A 5 percent significance level merely indicates that chance may not be responsible for slowed walking among readers of elderly references, Lambdin says. But the likelihood of any proposed explanation for the results remains unknown. In Bargh’s study, slow walking might be due to priming, subtle coaxing by experimenters, volunteers’ guessing the purpose of the study, a combination of all three or something else entirely. A rejected null hypothesis sulks in the corner, saying nothing about the relative merits of any potential reason for its existence.”
 Students taking a second slower to walk down a hallway is not what I would call earthshaking results. Yes, the experiments are looking for subtle effects, but unless that’s a really really short hallway, a single second sounds like statistical noise more than a statistically significant result to me.

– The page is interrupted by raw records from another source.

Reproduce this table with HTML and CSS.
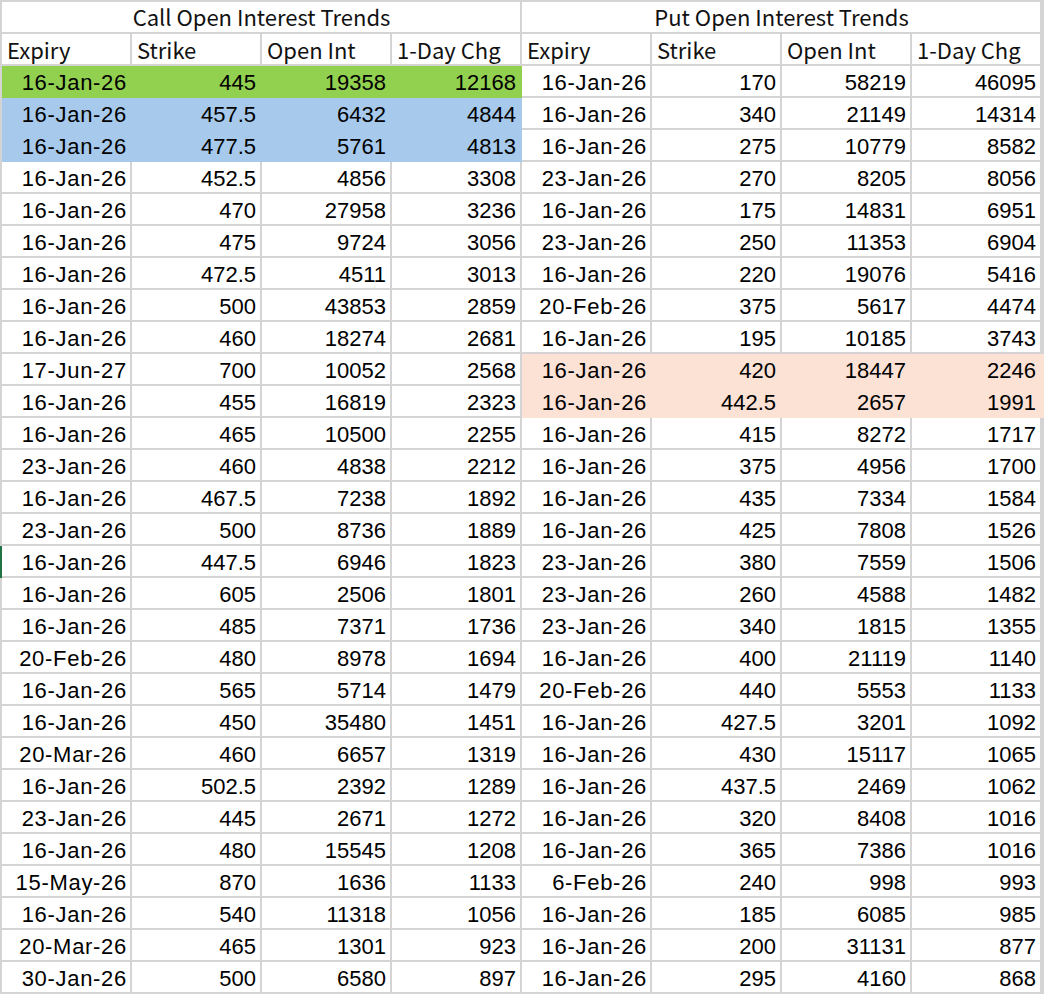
FILE: index.html
```html
<!DOCTYPE html>
<html>
<head>
<meta charset="utf-8">
<link rel="stylesheet" href="styles.css">
</head>
<body>
<table class="sheet">
<colgroup>
<col class="c"><col class="c"><col class="c"><col class="c"><col class="c"><col class="c"><col class="c"><col class="c"><col class="x">
</colgroup>
<tbody id="body">
<tr>
<td class="title" colspan="4">Call Open Interest Trends</td>
<td class="title" colspan="4">Put Open Interest Trends</td>
<td class="e"></td>
</tr>
<tr class="hdr">
<td>Expiry</td><td>Strike</td><td>Open Int</td><td>1-Day Chg</td>
<td>Expiry</td><td>Strike</td><td>Open Int</td><td>1-Day Chg</td><td class="e"></td>
</tr>
<tr>
<td class="d green">16-Jan-26</td><td class="n green">445</td><td class="n green">19358</td><td class="n green">12168</td>
<td class="d">16-Jan-26</td><td class="n">170</td><td class="n">58219</td><td class="n">46095</td><td class="e"></td>
</tr>
<tr>
<td class="d blue">16-Jan-26</td><td class="n blue">457.5</td><td class="n blue">6432</td><td class="n blue">4844</td>
<td class="d">16-Jan-26</td><td class="n">340</td><td class="n">21149</td><td class="n">14314</td><td class="e"></td>
</tr>
<tr>
<td class="d blue">16-Jan-26</td><td class="n blue">477.5</td><td class="n blue">5761</td><td class="n blue">4813</td>
<td class="d">16-Jan-26</td><td class="n">275</td><td class="n">10779</td><td class="n">8582</td><td class="e"></td>
</tr>
<tr><td class="d">16-Jan-26</td><td class="n">452.5</td><td class="n">4856</td><td class="n">3308</td><td class="d">23-Jan-26</td><td class="n">270</td><td class="n">8205</td><td class="n">8056</td><td class="e"></td></tr>
<tr><td class="d">16-Jan-26</td><td class="n">470</td><td class="n">27958</td><td class="n">3236</td><td class="d">16-Jan-26</td><td class="n">175</td><td class="n">14831</td><td class="n">6951</td><td class="e"></td></tr>
<tr><td class="d">16-Jan-26</td><td class="n">475</td><td class="n">9724</td><td class="n">3056</td><td class="d">23-Jan-26</td><td class="n">250</td><td class="n">11353</td><td class="n">6904</td><td class="e"></td></tr>
<tr><td class="d">16-Jan-26</td><td class="n">472.5</td><td class="n">4511</td><td class="n">3013</td><td class="d">16-Jan-26</td><td class="n">220</td><td class="n">19076</td><td class="n">5416</td><td class="e"></td></tr>
<tr><td class="d">16-Jan-26</td><td class="n">500</td><td class="n">43853</td><td class="n">2859</td><td class="d">20-Feb-26</td><td class="n">375</td><td class="n">5617</td><td class="n">4474</td><td class="e"></td></tr>
<tr><td class="d">16-Jan-26</td><td class="n">460</td><td class="n">18274</td><td class="n">2681</td><td class="d">16-Jan-26</td><td class="n">195</td><td class="n">10185</td><td class="n">3743</td><td class="e"></td></tr>
<tr><td class="d">17-Jun-27</td><td class="n">700</td><td class="n">10052</td><td class="n">2568</td><td class="d peach">16-Jan-26</td><td class="n peach">420</td><td class="n peach">18447</td><td class="n peach">2246</td><td class="e peach"></td></tr>
<tr><td class="d">16-Jan-26</td><td class="n">455</td><td class="n">16819</td><td class="n">2323</td><td class="d peach">16-Jan-26</td><td class="n peach">442.5</td><td class="n peach">2657</td><td class="n peach">1991</td><td class="e peach"></td></tr>
<tr><td class="d">16-Jan-26</td><td class="n">465</td><td class="n">10500</td><td class="n">2255</td><td class="d">16-Jan-26</td><td class="n">415</td><td class="n">8272</td><td class="n">1717</td><td class="e"></td></tr>
<tr><td class="d">23-Jan-26</td><td class="n">460</td><td class="n">4838</td><td class="n">2212</td><td class="d">16-Jan-26</td><td class="n">375</td><td class="n">4956</td><td class="n">1700</td><td class="e"></td></tr>
<tr><td class="d">16-Jan-26</td><td class="n">467.5</td><td class="n">7238</td><td class="n">1892</td><td class="d">16-Jan-26</td><td class="n">435</td><td class="n">7334</td><td class="n">1584</td><td class="e"></td></tr>
<tr><td class="d">23-Jan-26</td><td class="n">500</td><td class="n">8736</td><td class="n">1889</td><td class="d">16-Jan-26</td><td class="n">425</td><td class="n">7808</td><td class="n">1526</td><td class="e"></td></tr>
<tr><td class="d sel">16-Jan-26</td><td class="n">447.5</td><td class="n">6946</td><td class="n">1823</td><td class="d">23-Jan-26</td><td class="n">380</td><td class="n">7559</td><td class="n">1506</td><td class="e"></td></tr>
<tr><td class="d">16-Jan-26</td><td class="n">605</td><td class="n">2506</td><td class="n">1801</td><td class="d">23-Jan-26</td><td class="n">260</td><td class="n">4588</td><td class="n">1482</td><td class="e"></td></tr>
<tr><td class="d">16-Jan-26</td><td class="n">485</td><td class="n">7371</td><td class="n">1736</td><td class="d">23-Jan-26</td><td class="n">340</td><td class="n">1815</td><td class="n">1355</td><td class="e"></td></tr>
<tr><td class="d">20-Feb-26</td><td class="n">480</td><td class="n">8978</td><td class="n">1694</td><td class="d">16-Jan-26</td><td class="n">400</td><td class="n">21119</td><td class="n">1140</td><td class="e"></td></tr>
<tr><td class="d">16-Jan-26</td><td class="n">565</td><td class="n">5714</td><td class="n">1479</td><td class="d">20-Feb-26</td><td class="n">440</td><td class="n">5553</td><td class="n">1133</td><td class="e"></td></tr>
<tr><td class="d">16-Jan-26</td><td class="n">450</td><td class="n">35480</td><td class="n">1451</td><td class="d">16-Jan-26</td><td class="n">427.5</td><td class="n">3201</td><td class="n">1092</td><td class="e"></td></tr>
<tr><td class="d">20-Mar-26</td><td class="n">460</td><td class="n">6657</td><td class="n">1319</td><td class="d">16-Jan-26</td><td class="n">430</td><td class="n">15117</td><td class="n">1065</td><td class="e"></td></tr>
<tr><td class="d">16-Jan-26</td><td class="n">502.5</td><td class="n">2392</td><td class="n">1289</td><td class="d">16-Jan-26</td><td class="n">437.5</td><td class="n">2469</td><td class="n">1062</td><td class="e"></td></tr>
<tr><td class="d">23-Jan-26</td><td class="n">445</td><td class="n">2671</td><td class="n">1272</td><td class="d">16-Jan-26</td><td class="n">320</td><td class="n">8408</td><td class="n">1016</td><td class="e"></td></tr>
<tr><td class="d">16-Jan-26</td><td class="n">480</td><td class="n">15545</td><td class="n">1208</td><td class="d">16-Jan-26</td><td class="n">365</td><td class="n">7386</td><td class="n">1016</td><td class="e"></td></tr>
<tr><td class="d">15-May-26</td><td class="n">870</td><td class="n">1636</td><td class="n">1133</td><td class="d">6-Feb-26</td><td class="n">240</td><td class="n">998</td><td class="n">993</td><td class="e"></td></tr>
<tr><td class="d">16-Jan-26</td><td class="n">540</td><td class="n">11318</td><td class="n">1056</td><td class="d">16-Jan-26</td><td class="n">185</td><td class="n">6085</td><td class="n">985</td><td class="e"></td></tr>
<tr><td class="d">20-Mar-26</td><td class="n">465</td><td class="n">1301</td><td class="n">923</td><td class="d">16-Jan-26</td><td class="n">200</td><td class="n">31131</td><td class="n">877</td><td class="e"></td></tr>
<tr><td class="d">30-Jan-26</td><td class="n">500</td><td class="n">6580</td><td class="n">897</td><td class="d">16-Jan-26</td><td class="n">295</td><td class="n">4160</td><td class="n">868</td><td class="e"></td></tr>
</tbody>
</table>
</body>
</html>
```
FILE: styles.css
```css
html, body {
  margin: 0;
  padding: 0;
  background: #ffffff;
  overflow: hidden;
}
body {
  width: 1044px;
  height: 994px;
}
.sheet {
  border-collapse: separate;
  border-spacing: 0;
  table-layout: fixed;
  width: 1044px;
  border-left: 2px solid #d4d4d4;
  border-top: 2px solid #d4d4d4;
  font-family: "Noto Sans CJK SC", "Noto Sans", sans-serif;
  font-weight: 400;
  font-size: 22px;
  color: #111111;
}
.sheet col.c { width: 130px; }
.sheet td {
  height: 30px;
  padding: 0 4px 0 5px;
  border-right: 2px solid #d4d4d4;
  border-bottom: 2px solid #d4d4d4;
  white-space: nowrap;
  overflow: hidden;
  line-height: 30px;
  box-sizing: content-box;
}
.sheet td.e {
  padding: 0;
}
.sheet td.title {
  text-align: center;
  height: 28px;
  line-height: 28px;
  padding-bottom: 2px;
  overflow: visible;
}
.sheet .hdr td {
  text-align: left;
}
.sheet td.d,
.sheet td.n {
  text-align: right;
  font-family: "Liberation Sans", Arial, sans-serif;
  color: #000000;
  height: 26px;
  line-height: 26px;
  padding-top: 4px;
}
.sheet td.d {
  letter-spacing: 0.7px;
  padding-right: 3px;
}
.green {
  background: #92d050;
  border-right-color: #92d050 !important;
  border-bottom-color: #92d050 !important;
}
.blue {
  background: #a6c9ec;
  border-right-color: #a6c9ec !important;
  border-bottom-color: #a6c9ec !important;
}
.peach {
  background: #fbe2d5;
  border-right-color: #fbe2d5 !important;
  border-bottom-color: #fbe2d5 !important;
}
.sel {
  box-shadow: -2px 0 0 #217346;
}
```
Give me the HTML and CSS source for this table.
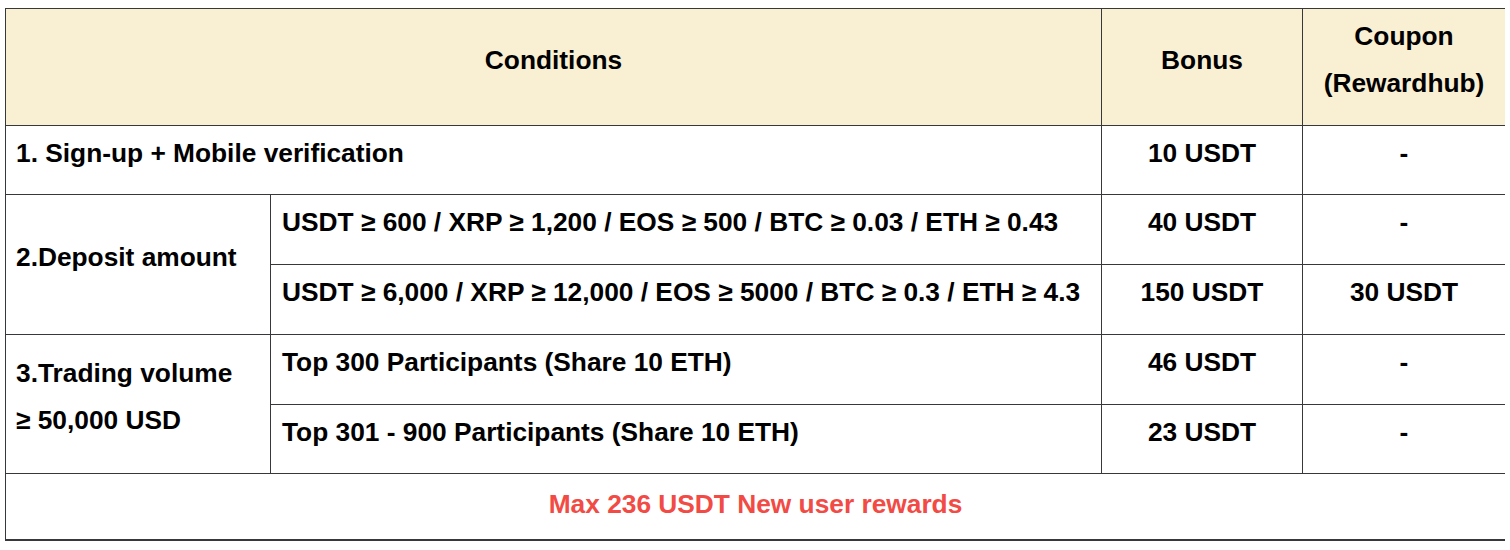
FILE: index.html
```html
<!DOCTYPE html>
<html lang="en">
<head>
<meta charset="utf-8">
<title>New user rewards</title>
<link rel="stylesheet" href="styles.css">
</head>
<body>
<table class="rewards">
  <colgroup>
    <col class="c1"><col class="c2"><col class="c3"><col class="c4">
  </colgroup>
  <thead>
    <tr class="head-row">
      <th colspan="2">Conditions</th>
      <th>Bonus</th>
      <th>Coupon<br>(Rewardhub)</th>
    </tr>
  </thead>
  <tbody>
    <tr class="r69">
      <td colspan="2" class="left first">1. Sign-up + Mobile verification</td>
      <td class="center">10 USDT</td>
      <td class="center">-</td>
    </tr>
    <tr class="r70">
      <td rowspan="2" class="left first">2.Deposit amount</td>
      <td class="left">USDT ≥ 600 / XRP ≥ 1,200 / EOS ≥ 500 / BTC ≥ 0.03 / ETH ≥ 0.43</td>
      <td class="center">40 USDT</td>
      <td class="center">-</td>
    </tr>
    <tr class="r70">
      <td class="left">USDT ≥ 6,000 / XRP ≥ 12,000 / EOS ≥ 5000 / BTC ≥ 0.3 / ETH ≥ 4.3</td>
      <td class="center">150 USDT</td>
      <td class="center">30 USDT</td>
    </tr>
    <tr class="r70">
      <td rowspan="2" class="left first">3.Trading volume<br>≥ 50,000 USD</td>
      <td class="left">Top 300 Participants (Share 10 ETH)</td>
      <td class="center">46 USDT</td>
      <td class="center">-</td>
    </tr>
    <tr class="r69">
      <td class="left">Top 301 - 900 Participants (Share 10 ETH)</td>
      <td class="center">23 USDT</td>
      <td class="center">-</td>
    </tr>
    <tr class="foot-row">
      <td colspan="4" class="center highlight">Max 236 USDT New user rewards</td>
    </tr>
  </tbody>
</table>
</body>
</html>
```

FILE: styles.css
```css
html, body {
  background: #ffffff;
}
body {
  margin: 8px 5px;
  font-family: "Liberation Sans", Arial, sans-serif;
  color: #000000;
}
.rewards {
  width: 1500px;
  border-collapse: collapse;
  table-layout: fixed;
  font-size: 26.3px;
  font-weight: bold;
  line-height: 47px;
}
.c1 { width: 265px; }
.c2 { width: 831px; }
.c3 { width: 201px; }
.c4 { width: 203px; }

.rewards th,
.rewards td {
  border: 1px solid #36383b;
  vertical-align: middle;
  padding: 0 11px 14px 11px;
  white-space: nowrap;
}
.rewards td.first {
  padding-left: 10px;
}
.rewards tr:last-child td {
  border-bottom: 2px solid #36383b;
}
.rewards th {
  background: #f9efd3;
  text-align: center;
  font-weight: bold;
}
.head-row { height: 117px; }
.r69 { height: 69px; }
.r70 { height: 70px; }
.foot-row { height: 66px; }
.foot-row td { padding-bottom: 4px; }

.left { text-align: left; }
.center { text-align: center; }
.highlight { color: #f24a44; }
```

 The argument against skeptics that the skeptics are just upset at the notion of small cues influencing complicated behaviors, and that’s why they design tests that fail to replicate original results, sounds to me like a red herring (although probably an unintentional use of one). There’s a whole separate topic that I need to write about one day regarding the belief among many people — especially academics, college graduates, and other designated “smart” people — that if someone feels an emotion about something, then they’re not capable of being objective and their arguments can be dismissed. I personally think this viewpoint is foolish at best and at worst a deliberate attempt to avoid a question by casting doubt on the questioner. If a question is a valid question, then it remains valid regardless of the emotional state of person asking the question. In fact, to me that is a test of whether a line of reasoning is well-constructed or not: does it still stand up to examination if you vary your assumptions about the reasoner’s state of mind?